4 // Anne T. Donahue: That's What She Said 'On Being Liked' - Anne's newsletter is one of my absolute favourites but this particular edition, on being liked, I haven't been able to stop thinking about since it popped in my inbox a couple of weeks ago. She completely hits the nail on the head and you simply MUST read this.

Thursday, 6 October 2016

S T R E S S & How To Deal With It


Last week I wrote that I was feeling pretty on top of everything. But this week not so much. It just goes to show how quickly you can go from feeling on top of the world to rock bottom. What I find difficult to remember when I feel incredibly stressed is that those feelings work both ways - just as I've gone from feeling great to stressed and anxious within the space of a few days, tomorrow I could go back to feeling on top of everything. Life is never constant and, while that can be frustrating, it's also what makes it so exciting.

Deep down I know that the things I'm anxious about at the moment won't matter all that much in the scheme of things. I think I'm still just getting settled into a new routine and, because I'm so tired and run down from getting used to everything (side note: why are colds a thing?!), it all seems much more stressful than I'm sure I'll find it in a few months.

I had a straw that breaks the camel's back moment at the weekend when my phone broke. I'd been on the phone to my insurance company for what felt like an age only to get cut off and then be told I'd have to pay money I don't have for them to fork out what I'd already paid for in my insurance contract, for them to finally give in, send me a replacement and for me to then make a cock up which meant I had to go into town and sort it out. Wow, even that sentence stresses me out. Needless to say it was far too much adulting on top of the things I already had to deal with for me and I was a bit of an emotional wreck as a result.
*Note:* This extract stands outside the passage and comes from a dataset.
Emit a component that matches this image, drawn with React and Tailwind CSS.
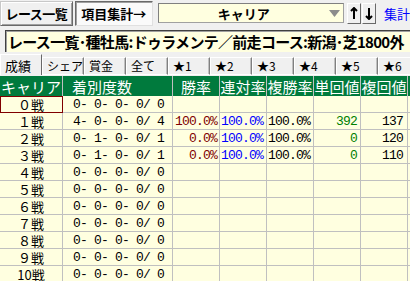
const rows = [
  { c: "０戦", d: "0- 0- 0- 0/ 0" },
  { c: "１戦", d: "4- 0- 0- 0/ 4", win: "100.0%", ren: "100.0%", fuku: "100.0%", tan: "392", fk: "137" },
  { c: "２戦", d: "0- 1- 0- 0/ 1", win: "0.0%", ren: "100.0%", fuku: "100.0%", tan: "0", fk: "120" },
  { c: "３戦", d: "0- 1- 0- 0/ 1", win: "0.0%", ren: "100.0%", fuku: "100.0%", tan: "0", fk: "110" },
  { c: "４戦", d: "0- 0- 0- 0/ 0" },
  { c: "５戦", d: "0- 0- 0- 0/ 0" },
  { c: "６戦", d: "0- 0- 0- 0/ 0" },
  { c: "７戦", d: "0- 0- 0- 0/ 0" },
  { c: "８戦", d: "0- 0- 0- 0/ 0" },
  { c: "９戦", d: "0- 0- 0- 0/ 0" },
  { c: "10戦", d: "0- 0- 0- 0/ 0" },
];

const tabs = ["シェア", "賞金", "全て", "★1", "★2", "★3", "★4", "★5", "★6"];

const cell = "h-full border-r border-b border-[#c0c0c0] flex items-center shrink-0 leading-[13px]";
const num = "font-['Liberation_Mono','Noto_Sans_CJK_JP',monospace] text-[13px] tracking-[-0.8px] whitespace-pre";

export default function App() {
  return (
    <div className="w-[410px] h-[281px] overflow-hidden bg-[#f0f0f0] font-['Noto_Sans_CJK_JP',sans-serif] text-black leading-none select-none">
      {/* toolbar */}
      <div className="h-[29px] flex items-start">
        <button className="mt-[1px] w-[73px] h-[25px] bg-[#f0f0f0] border border-t-[#c8c8c8] border-l-[#c8c8c8] border-r-[#696969] border-b-[#696969] shadow-[inset_1px_1px_0_#fff,inset_-1px_-1px_0_#a0a0a0] text-[13px] tracking-[-0.5px] font-bold">
          レース一覧
        </button>
        <button className="ml-[2px] mt-[1px] w-[78px] h-[25px] bg-[#fafafa] border border-t-[#696969] border-l-[#696969] border-r-[#e0e0e0] border-b-[#e0e0e0] shadow-[inset_1px_1px_0_#a0a0a0] text-[13px] font-bold">
          項目集計→
        </button>
        <div className="ml-[5px] mt-[3px] w-[187px] h-[20px] bg-[#ffffe0] border border-[#a0a0a0] border-t-[#808080] border-l-[#808080] flex items-center">
          <span className="flex-1 text-center text-[13px] font-bold">キャリア</span>
          <svg className="mr-[3px]" width="11" height="7" viewBox="0 0 11 7">
            <path d="M0 0 H11 L5.5 7 Z" fill="#8c8c8c" />
          </svg>
        </div>
        <button className="ml-[3px] mt-[3px] w-[14px] h-[21px] bg-[#f0f0f0] border border-t-white border-l-white border-r-[#696969] border-b-[#696969] flex items-center justify-center">
          <svg width="8" height="13" viewBox="0 0 8 13">
            <path d="M4 1 V12 M1 4 L4 1 L7 4" stroke="#000" strokeWidth="2" fill="none" />
          </svg>
        </button>
        <button className="ml-[1px] mt-[3px] w-[14px] h-[21px] bg-[#f0f0f0] border border-t-white border-l-white border-r-[#696969] border-b-[#696969] flex items-center justify-center">
          <svg width="8" height="13" viewBox="0 0 8 13">
            <path d="M4 1 V12 M1 9 L4 12 L7 9" stroke="#000" strokeWidth="2" fill="none" />
          </svg>
        </button>
        <span className="ml-[8px] mt-[7px] text-[13px] text-[#0000ff] whitespace-nowrap">集計</span>
      </div>

      {/* condition box */}
      <div className="h-[23px] pl-[5px]">
        <div className="mt-[1px] h-[22px] bg-[#ffffe0] border-t border-l border-[#404040] shadow-[inset_1px_1px_0_#a0a0a0] flex items-center pl-[2px] overflow-hidden whitespace-nowrap">
          <span className="text-[15px] tracking-[-0.7px] font-bold">レース一覧･種牡馬:ドゥラメンテ／前走コース:新潟･芝1800外</span>
        </div>
      </div>

      {/* tabs */}
      <div className="h-[22px] flex items-end overflow-hidden">
        <div className="w-[42px] h-[21px] shrink-0 bg-[#f0f0f0] border-t border-l border-white border-r border-r-[#696969] text-[13px] pl-[4px] pt-[4px]">
          成績
        </div>
        {tabs.map((t) => (
          <div
            key={t}
            className="w-[42px] h-[18px] shrink-0 bg-[#f0f0f0] border border-t-white border-l-white border-b-white border-r-[#808080] shadow-[inset_-1px_0_0_#c0c0c0] text-[12px] pl-[4px] pt-[2px] whitespace-nowrap"
          >
            {t}
          </div>
        ))}
      </div>

      {/* grid */}
      <div className="mt-[1px] bg-[#ffffe0]">
        <div className="h-[20px] flex bg-[#007a3d] text-white text-[15px]">
          <div className="w-[63px] h-full border-r border-[#c0c0c0] shrink-0 flex items-center justify-center">キャリア</div>
          <div className="w-[110px] h-full border-r border-[#c0c0c0] shrink-0 flex items-center pl-[9px]">着別度数</div>
          {["勝率", "連対率", "複勝率", "単回値", "複回値"].map((h) => (
            <div key={h} className="w-[47px] h-full border-r border-[#c0c0c0] shrink-0 flex items-center justify-center whitespace-nowrap">
              {h}
            </div>
          ))}
          <div className="flex-1" />
        </div>
        {rows.map((r, i) => (
          <div key={i} className="h-[17px] flex">
            <div className={`${cell} w-[63px] justify-center text-[13px] ${i === 0 ? "outline outline-1 -outline-offset-1 outline-[#800000]" : ""}`}>
              {r.c}
            </div>
            <div className={`${cell} w-[110px] pl-[10px] ${num}`}>{r.d}</div>
            <div className={`${cell} w-[47px] justify-end pr-[2px] ${num} text-[#800000]`}>{r.win}</div>
            <div className={`${cell} w-[47px] justify-end pr-[3px] ${num} text-[#0000ff]`}>{r.ren}</div>
            <div className={`${cell} w-[47px] justify-end pr-[3px] ${num}`}>{r.fuku}</div>
            <div className={`${cell} w-[47px] justify-end pr-[3px] ${num} text-[#008000]`}>{r.tan}</div>
            <div className={`${cell} w-[47px] justify-end pr-[4px] ${num}`}>{r.fk}</div>
            <div className="flex-1 border-b border-[#c0c0c0]" />
          </div>
        ))}
      </div>
    </div>
  );
}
I'll be the first person to throw my hands up and admit that that is a hugely first world problem and I do know how lucky I am to have so many things I need to do as the result of all the privilege I have. But, hey, you have what you have right? And in that moment, it felt a bit too much. I felt like I didn't have time to deal with any of those things. And, I don't know about you, but for me I feel at my most stressed and anxious when I suddenly feel like there is just NO TIME and I need to do everything at once.

Of course, these is time, everything will be ok and the *worst* thing you can do is try to do everything at once. One of the defining moments last week for me oddly enough took place in the EE shop. I had been told I had to wait in the shop and couldn't leave while they sorted out my phone but, because I'd rushed to the shops panicking I didn't have enough time for everything, I hadn't got anything in my bag to look at/do while I waited. Essentially, I was stuck with my own thoughts and nothing else to do for fifteen minutes.

Those fifteen minutes forced me to just be. To internally calm myself down, gain some perspective and, most importantly, realise that the world was not going to end because I took those fifteen minutes to do nothing despite the fact that I had a lot of things I needed to do. Turns out, the world keeps on turning whether you tick off your to do list when you want to or not. And those fifteen minutes did me the world of good.

I'm still stressed and anxious but I'm trying to keep in mind the thoughts I had in that EE shop. I'm taking time every day to just think and breathe. Essentially I've unintentionally jumped on the mindfulness wagon. It's unbelievable living in a world that never seems to stop how everything can seem stressful, even just staying on top of my Instagram and Twitter feeds. So taking time out and putting all technology away even just for a few minutes is my biggest piece of advice on how to feel less stressed and anxious.

If you're feeling similarly to me then please know that you're not alone, we all feel like this at times and the most important thing is to look after yourself - and that means taking time for yourself even when you don't think you have it.